Едва треволнения с депортацией улеглись, страшные боли снова дали о себе знать. Теперь Зигмунд почти совсем не мог есть. Раз только в полвторого ночи разбудил Анну и сказал, что голоден, но, отщипнул лишь крохотный кусочек хлеба. Он страшно исхудал. Последней книгой, которую Фрейд держал в руках, была “Шагреневая кожа” Бальзака. Он читал и усмехался: “Это как раз про меня”!

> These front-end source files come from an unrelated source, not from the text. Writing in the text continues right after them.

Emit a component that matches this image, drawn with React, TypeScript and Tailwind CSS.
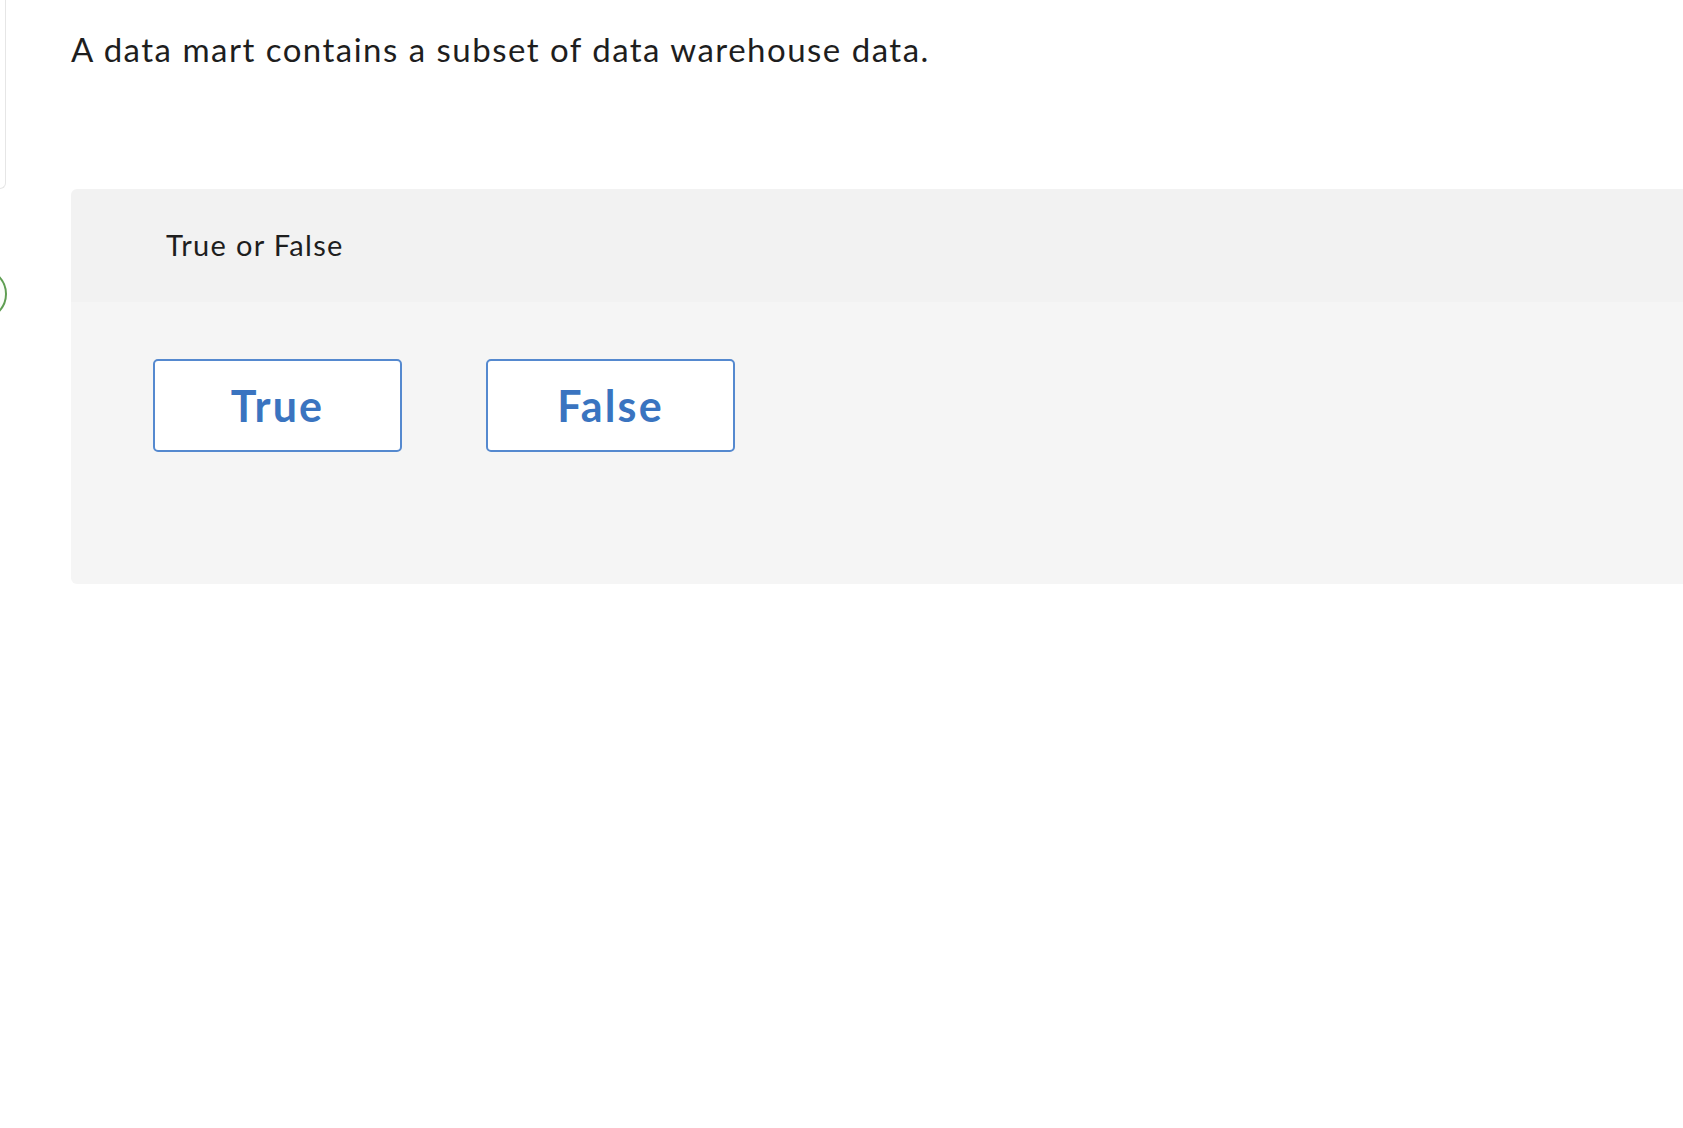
import React from 'react'

const font = { fontFamily: 'Lato, "Noto Sans", sans-serif' }

function AnswerButton({ label }: { label: string }) {
  return (
    <button
      type="button"
      className="w-[249px] h-[93px] rounded-[5px] border-2 border-[#5589cf] bg-white text-[43px] font-bold tracking-[0.05em] text-[#3a74c0] leading-none"
    >
      {label}
    </button>
  )
}

export default function App() {
  return (
    <div className="min-h-screen bg-white flex text-[#1e1e1e]" style={font}>
      {/* left rail: edge of previous panel and a status dot */}
      <div className="w-[7px] shrink-0 flex flex-col overflow-hidden">
        <div className="w-[6px] h-[189px] border-r border-b border-[#e6e6e6] rounded-br-[8px]" />
        <div className="mt-[79px] w-[52px] h-[52px] ml-[-45px] rounded-full border-2 border-[#5f9e52] bg-[#fafdf9]" />
      </div>

      <div className="flex-1 ml-[64px]">
        <p className="pt-[29px] text-[33px] leading-[40px] tracking-[0.045em]">
          A data mart contains a subset of data warehouse data.
        </p>

        <div className="mt-[120px] rounded-l-[6px] overflow-hidden">
          <div className="h-[113px] bg-[#f2f2f2] flex items-center pl-[95px]">
            <span className="text-[29px] tracking-[0.045em] -mt-[2px]">True or False</span>
          </div>
          <div className="h-[282px] bg-[#f5f5f5] pt-[57px] pl-[82px] flex items-start gap-[84px]">
            <AnswerButton label="True" />
            <AnswerButton label="False" />
          </div>
        </div>
      </div>
    </div>
  )
}
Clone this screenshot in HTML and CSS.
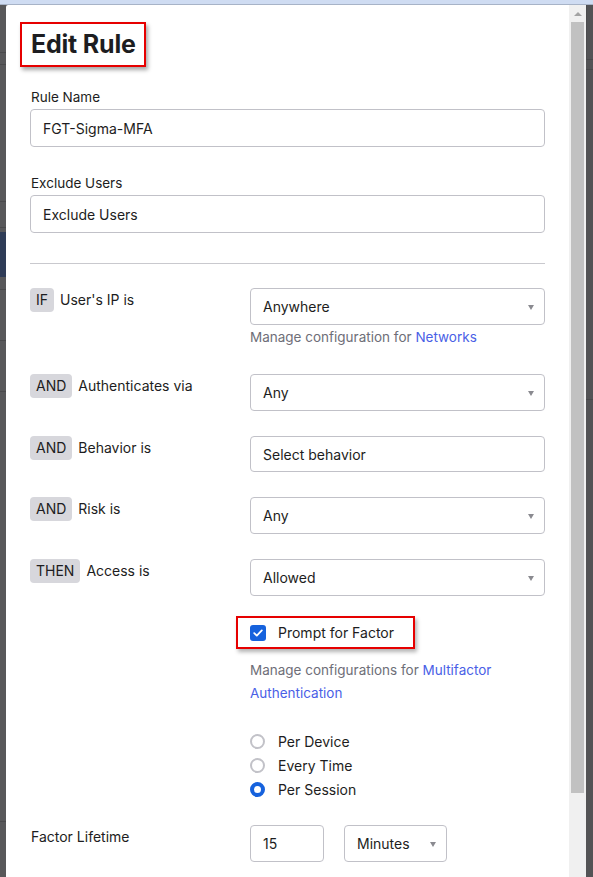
FILE: index.html
```html
<!DOCTYPE html>
<html lang="en">
<head>
<meta charset="utf-8">
<title>Edit Rule</title>
<link rel="stylesheet" href="styles.css">
</head>
<body>
<div class="topbar"></div>
<div class="stage">
  <div class="bg-left">
    <div class="bg-row bg-r1"></div>
    <div class="bg-row bg-r1b"></div>
    <div class="bg-row bg-r2"></div>
    <div class="bg-row bg-r3"></div>
    <div class="bg-row bg-nav"></div>
    <div class="bg-row bg-r4"></div>
    <div class="bg-row bg-r5"></div>
    <div class="bg-row bg-r6"></div>
    <div class="bg-row bg-r7"></div>
  </div>
  <div class="modal">
    <div class="content">
      <h1 class="title">Edit Rule</h1>

      <div class="field-label first">Rule Name</div>
      <div class="box input">FGT-Sigma-MFA</div>

      <div class="field-label">Exclude Users</div>
      <div class="box input">Exclude Users</div>

      <hr class="divider">

      <div class="rule-row">
        <div class="cond"><span class="badge">IF</span><span class="cond-text">User's IP is</span></div>
        <div class="ctrl">
          <div class="box select">Anywhere<span class="caret"></span></div>
          <div class="help">Manage configuration for <a class="link">Networks</a></div>
        </div>
      </div>

      <div class="rule-row">
        <div class="cond"><span class="badge">AND</span><span class="cond-text">Authenticates via</span></div>
        <div class="ctrl">
          <div class="box select">Any<span class="caret"></span></div>
        </div>
      </div>

      <div class="rule-row">
        <div class="cond"><span class="badge">AND</span><span class="cond-text">Behavior is</span></div>
        <div class="ctrl">
          <div class="box input short">Select behavior</div>
        </div>
      </div>

      <div class="rule-row">
        <div class="cond"><span class="badge">AND</span><span class="cond-text">Risk is</span></div>
        <div class="ctrl">
          <div class="box select">Any<span class="caret"></span></div>
        </div>
      </div>

      <div class="rule-row last">
        <div class="cond"><span class="badge">THEN</span><span class="cond-text">Access is</span></div>
        <div class="ctrl">
          <div class="box select">Allowed<span class="caret"></span></div>
        </div>
      </div>

      <div class="sub">
        <div class="check-highlight">
          <span class="checkbox">
            <svg width="10" height="8" viewBox="0 0 10 8"><path d="M1.2 4.1 L3.8 6.6 L8.8 1.4" fill="none" stroke="#fff" stroke-width="1.8" stroke-linecap="round" stroke-linejoin="round"/></svg>
          </span>
          <span class="check-text">Prompt for Factor</span>
        </div>
        <div class="help mfa">
          <div>Manage configurations for <a class="link">Multifactor</a></div>
          <div><a class="link">Authentication</a></div>
        </div>
        <div class="radios">
          <div class="radio-row"><span class="radio"></span><span>Per Device</span></div>
          <div class="radio-row"><span class="radio"></span><span>Every Time</span></div>
          <div class="radio-row"><span class="radio on"></span><span>Per Session</span></div>
        </div>
      </div>

      <div class="lifetime">
        <div class="lt-label">Factor Lifetime</div>
        <div class="lt-ctrls">
          <div class="box input num">15</div>
          <div class="box select unit">Minutes<span class="caret"></span></div>
        </div>
      </div>
    </div>
    <div class="scrollbar">
      <div class="sb-up"><span class="sb-tri"></span></div>
      <div class="sb-thumb"></div>
    </div>
  </div>
  <div class="bg-right">
    <div class="bgr-row bgr1"></div>
    <div class="bgr-row bgr2"></div>
    <div class="bgr-row bgr3"></div>
  </div>
</div>
</body>
</html>
```

FILE: styles.css
```css
* { box-sizing: border-box; }

html, body {
  margin: 0;
  padding: 0;
  height: 877px;
  overflow: hidden;
}

body {
  background: #575759;
  font-family: Inter, "Noto Sans", sans-serif;
  font-size: 14px;
  color: #1d1d21;
}

.topbar {
  height: 5px;
  background: #cfdcf2;
  border-bottom: 1px solid #a7b3c7;
}

.stage {
  display: flex;
  height: 872px;
}

/* dimmed page behind the modal */
.bg-left {
  width: 6px;
  flex: none;
  overflow: hidden;
  background: #58585a;
}
.bg-row {
  border-bottom: 1px solid #4a4a4c;
}
.bg-r1 { height: 48px; }
.bg-r1b { height: 12px; }
.bg-r2 { height: 137px; }
.bg-r3 { height: 26px; }
.bg-nav { height: 45px; background: #2f3c57; border-bottom: none; margin-top: 4px; }
.bg-r4 { height: 13px; }
.bg-r5 { height: 51px; }
.bg-r6 { height: 51px; }
.bg-r7 { height: 430px; }

.bg-right {
  width: 7px;
  flex: none;
  overflow: hidden;
  background: #535355;
}
.bgr-row { border-bottom: 1px solid #48484a; }
.bgr1 { height: 55px; border-left: 1px solid #4c4c4e; }
.bgr2 { height: 10px; }
.bgr3 { height: 330px; }

/* modal */
.modal {
  flex: 1;
  background: #fff;
  display: flex;
  border-top-left-radius: 2px;
  overflow: hidden;
}

.content {
  flex: 1;
  padding: 0 24px;
  overflow: hidden;
}

.title {
  display: inline-block;
  margin: 17px 0 0 -10px;
  padding: 0 8px 0 9px;
  height: 45px;
  line-height: 41px;
  border: 2px solid #e60000;
  box-shadow: 2px 3px 4px rgba(0, 0, 0, 0.35);
  font-size: 25px;
  font-weight: 700;
  letter-spacing: -0.2px;
  color: #1d1d21;
}

.field-label {
  line-height: 18px;
  margin: 27px 0 3px 1px;
  font-size: 13.5px;
}
.field-label.first { margin-top: 21px; }

.box {
  border: 1px solid #c1c1c8;
  border-radius: 4px;
  background: #fff;
  display: flex;
  align-items: center;
  padding: 0 12px;
  white-space: nowrap;
}

.input { height: 38px; }
.input.short { height: 36px; }

.select {
  height: 37px;
  justify-content: space-between;
}

.caret {
  width: 0;
  height: 0;
  border-left: 3.5px solid transparent;
  border-right: 3.5px solid transparent;
  border-top: 5px solid #8a8a90;
  margin-right: -2px;
  margin-top: 2px;
}

.divider {
  border: none;
  border-top: 1px solid #c9c9ce;
  margin: 30px 0 24px;
  height: 0;
}

.rule-row {
  display: grid;
  grid-template-columns: 220px 1fr;
  margin-bottom: 25px;
}
.rule-row.last { margin-bottom: 20px; }

.cond {
  display: flex;
  align-items: flex-start;
  gap: 6px;
}

.badge {
  background: #d7d7dc;
  border-radius: 4px;
  height: 24px;
  line-height: 24px;
  padding: 0 6px;
  color: #1d1d21;
  font-size: 14px;
}

.cond-text {
  line-height: 24px;
}

.help {
  color: #6e6e78;
  line-height: 24px;
  font-size: 13.5px;
}

.help > div { white-space: nowrap; }

.link {
  color: #4a5fe6;
  text-decoration: none;
}

.sub {
  margin-left: 220px;
}

.check-highlight {
  display: inline-flex;
  align-items: center;
  margin-left: -14px;
  height: 33px;
  width: 179px;
  padding-left: 12px;
  border: 2px solid #e60000;
  box-shadow: 2px 3px 4px rgba(0, 0, 0, 0.3);
  gap: 12px;
}

.checkbox {
  width: 16px;
  height: 16px;
  border-radius: 3px;
  background: #1662dd;
  display: inline-flex;
  align-items: center;
  justify-content: center;
}

.help.mfa {
  margin-top: 10px;
  line-height: 23px;
}

.radios {
  margin-top: 24px;
}

.radio-row {
  display: flex;
  align-items: center;
  height: 24px;
  gap: 13px;
}

.radio {
  width: 15px;
  height: 15px;
  border-radius: 50%;
  border: 2px solid #c2c2c8;
  background: #fff;
}
.radio.on {
  border: 4.5px solid #1662dd;
}

.lifetime {
  display: grid;
  grid-template-columns: 220px 1fr;
  margin-top: 24px;
}

.lt-label {
  line-height: 24px;
  margin-left: 1px;
}

.lt-ctrls {
  display: flex;
  gap: 20px;
}

.num { width: 74px; height: 37px; }
.unit { width: 103px; padding-right: 12px; }

/* scrollbar */
.scrollbar {
  width: 17px;
  flex: none;
  background: #f0f0f0;
  display: flex;
  flex-direction: column;
  align-items: center;
}

.sb-up {
  height: 17px;
  display: flex;
  align-items: center;
  justify-content: center;
}

.sb-tri {
  width: 0;
  height: 0;
  border-left: 4px solid transparent;
  border-right: 4px solid transparent;
  border-bottom: 4px solid #a3a3a3;
}

.sb-thumb {
  width: 13px;
  height: 771px;
  background: #c1c1c1;
}
```
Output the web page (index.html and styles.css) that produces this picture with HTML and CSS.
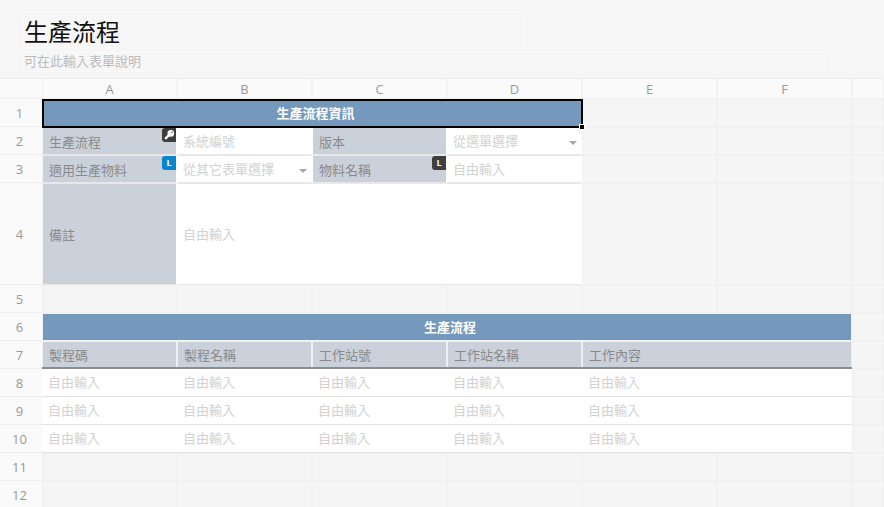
FILE: index.html
```html
<!DOCTYPE html>
<html lang="zh-Hant">
<head>
<meta charset="utf-8">
<title>生產流程</title>
<link rel="stylesheet" href="styles.css">
</head>
<body>
<header class="form-head">
  <h1 class="form-title">生產流程</h1>
  <p class="form-desc">可在此輸入表單說明</p>
</header>
<main class="sheet">
  <div class="corner"></div>
  <div class="col-h">A</div><div class="col-h">B</div><div class="col-h">C</div><div class="col-h">D</div><div class="col-h">E</div><div class="col-h">F</div><div class="col-h"></div>

  <div class="row-h">1</div>
  <div class="cell banner span-4 selected">生產流程資訊<span class="sel-handle"></span></div>
  <div class="cell"></div><div class="cell"></div><div class="cell"></div>

  <div class="row-h">2</div>
  <div class="cell label first">生產流程<span class="badge badge-dark"><svg class="key" viewBox="0 0 14 14"><circle cx="8.8" cy="5.4" r="3.3" fill="#fff"/><path d="M7 7.2 3.2 10.8" stroke="#fff" stroke-width="2.4" fill="none"/><circle cx="10" cy="4.2" r=".7" fill="#3e3e3e"/></svg></span></div>
  <div class="cell input ph">系統編號</div>
  <div class="cell label">版本</div>
  <div class="cell input ph">從選單選擇<span class="caret"></span></div>
  <div class="cell"></div><div class="cell"></div><div class="cell"></div>

  <div class="row-h">3</div>
  <div class="cell label first">適用生產物料<span class="badge badge-blue">L</span></div>
  <div class="cell input ph">從其它表單選擇<span class="caret"></span></div>
  <div class="cell label">物料名稱<span class="badge badge-dark">L</span></div>
  <div class="cell input ph">自由輸入</div>
  <div class="cell"></div><div class="cell"></div><div class="cell"></div>

  <div class="row-h tall">4</div>
  <div class="cell label first tall">備註</div>
  <div class="cell input ph span-3 tall">自由輸入</div>
  <div class="cell"></div><div class="cell"></div><div class="cell"></div>

  <div class="row-h">5</div>
  <div class="cell"></div><div class="cell"></div><div class="cell"></div><div class="cell"></div><div class="cell"></div><div class="cell"></div><div class="cell"></div>

  <div class="row-h">6</div>
  <div class="cell banner span-6">生產流程</div>
  <div class="cell"></div>

  <div class="row-h">7</div>
  <div class="cell th">製程碼</div><div class="cell th">製程名稱</div><div class="cell th">工作站號</div><div class="cell th">工作站名稱</div><div class="cell th span-2">工作內容</div>
  <div class="cell"></div>

  <div class="row-h">8</div>
  <div class="cell td ph">自由輸入</div><div class="cell td ph">自由輸入</div><div class="cell td ph">自由輸入</div><div class="cell td ph">自由輸入</div><div class="cell td ph span-2">自由輸入</div>
  <div class="cell"></div>

  <div class="row-h">9</div>
  <div class="cell td ph">自由輸入</div><div class="cell td ph">自由輸入</div><div class="cell td ph">自由輸入</div><div class="cell td ph">自由輸入</div><div class="cell td ph span-2">自由輸入</div>
  <div class="cell"></div>

  <div class="row-h">10</div>
  <div class="cell td ph">自由輸入</div><div class="cell td ph">自由輸入</div><div class="cell td ph">自由輸入</div><div class="cell td ph">自由輸入</div><div class="cell td ph span-2">自由輸入</div>
  <div class="cell"></div>

  <div class="row-h">11</div>
  <div class="cell"></div><div class="cell"></div><div class="cell"></div><div class="cell"></div><div class="cell"></div><div class="cell"></div><div class="cell"></div>

  <div class="row-h">12</div>
  <div class="cell"></div><div class="cell"></div><div class="cell"></div><div class="cell"></div><div class="cell"></div><div class="cell"></div><div class="cell"></div>
</main>
</body>
</html>
```
FILE: styles.css
```css
* { box-sizing: border-box; }
html, body { margin: 0; height: 100%; overflow: hidden; }
body {
  background: #f6f6f6;
  font-family: "Open Sans", "Noto Sans CJK TC", sans-serif;
  font-size: 13px;
  color: #888;
}
.form-head {
  height: 79px;
  padding: 12px 0 0 23px;
  border-bottom: 1px solid #eeeeee;
}
.form-title {
  margin: 0;
  width: 502px;
  height: 36px;
  line-height: 38px;
  font-size: 24px;
  font-weight: 400;
  color: #111;
  border: 1px solid #fafafa;
}
.form-desc {
  margin: 4px 0 0;
  width: 802px;
  height: 20px;
  line-height: 17px;
  font-size: 13px;
  color: #bbb;
  border: 1px solid #fafafa;
}
.sheet {
  display: grid;
  grid-template-columns: 42px repeat(6, 135px) 32px;
  grid-template-rows: 20px 28px 28px 28px 102px repeat(8, 28px);
}
.corner { background: #fafafa; border-bottom: 1px solid #f0f0f0; }
.col-h {
  background: #fafafa;
  border-bottom: 1px solid #f0f0f0;
  border-left: 1px solid #f2f2f2;
  border-right: 1px solid #f2f2f2;
  text-align: center;
  line-height: 20px;
  font-size: 13px;
  color: #999;
}
.row-h {
  background: #fafafa;
  border-bottom: 1px solid #efefef;
  padding-right: 3px;
  text-align: center;
  line-height: 28px;
  font-size: 13px;
  color: #999;
}
.row-h.tall { line-height: 102px; }
.cell {
  position: relative;
  background: #f5f5f5;
  border: 1px solid #f1f1f1;
  padding-left: 6px;
  line-height: 28px;
  white-space: nowrap;
}
.span-2 { grid-column: span 2; }
.span-3 { grid-column: span 3; }
.span-4 { grid-column: span 4; }
.span-6 { grid-column: span 6; }
.banner {
  background: #7499bd;
  border-color: #f2f2f2;
  color: #fff;
  font-weight: 700;
  font-size: 13px;
  text-align: center;
  line-height: 26px;
  padding: 0 0 0 6px;
}
.label {
  background: #cad1da;
  border-color: #e8e8e8 #fff;
  color: #8a8a8a;
}
.label.first { border-left-color: #f2f2f2; }
.label.tall { line-height: 102px; }
.input {
  background: #fff;
  border-color: #e8e8e8 #fff;
  padding-left: 5px;
  line-height: 26px;
}
.input.tall { line-height: 100px; }
.th {
  background: #cad1da;
  border-color: #f0f0f0;
  border-bottom: 0;
  padding-left: 6px;
  color: #8a8a8a;
  line-height: 26px;
}
.th::after {
  content: "";
  position: absolute;
  left: -1px;
  right: -1px;
  bottom: 0;
  height: 2px;
  background: #8c8c8c;
}
.td {
  background: #fff;
  border: 0;
  border-bottom: 1px solid #e2e2e2;
  line-height: 26px;
}
.ph { color: #d2d2d2; }
.selected {
  z-index: 2;
  margin: 0 -1px -1px 0;
  border: 2px solid #000;
  line-height: 24px;
}
.sel-handle {
  position: absolute;
  right: -3px;
  bottom: -3px;
  width: 4px;
  height: 4px;
  background: #000;
  outline: 1px solid #fff;
}
.badge {
  position: absolute;
  top: 0;
  right: 0;
  width: 14px;
  height: 14px;
  border-radius: 3px 0 0 3px;
  color: #fff;
  font-size: 9px;
  font-weight: 700;
  line-height: 14px;
  text-align: center;
}
.badge-dark { background: #3e3e3e; }
.badge-blue { background: #0a87cc; }
.key { display: block; width: 14px; height: 14px; }
.caret {
  position: absolute;
  right: 4px;
  top: 13px;
  width: 0;
  height: 0;
  border-left: 4px solid transparent;
  border-right: 4px solid transparent;
  border-top: 4px solid #a6a6a6;
}
```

21 сентября 1939 года Зигмунд позвал к себе доктора Шура и, взяв за руку, спросил: “Вы помните о нашем разговоре? Вы обещали не оставлять меня на произвол судьбы, если дело зайдет столь далеко. Сейчас я ощущаю только мучения, и нет никакого смысла в моем существовании”. Решили подождать еще один день — не утихнет ли боль. Но боль, конечно, не утихла. И тогда доктор Шур ввел Фрейду смертельную дозу морфия. Страдалец заснул и больше не проснулся.
Перед смертью Фрейд уничтожил большую часть своих дневников, объяснив родным: “Я не хочу, чтобы психоанализ воспринимался как порождение поврежденного разума”.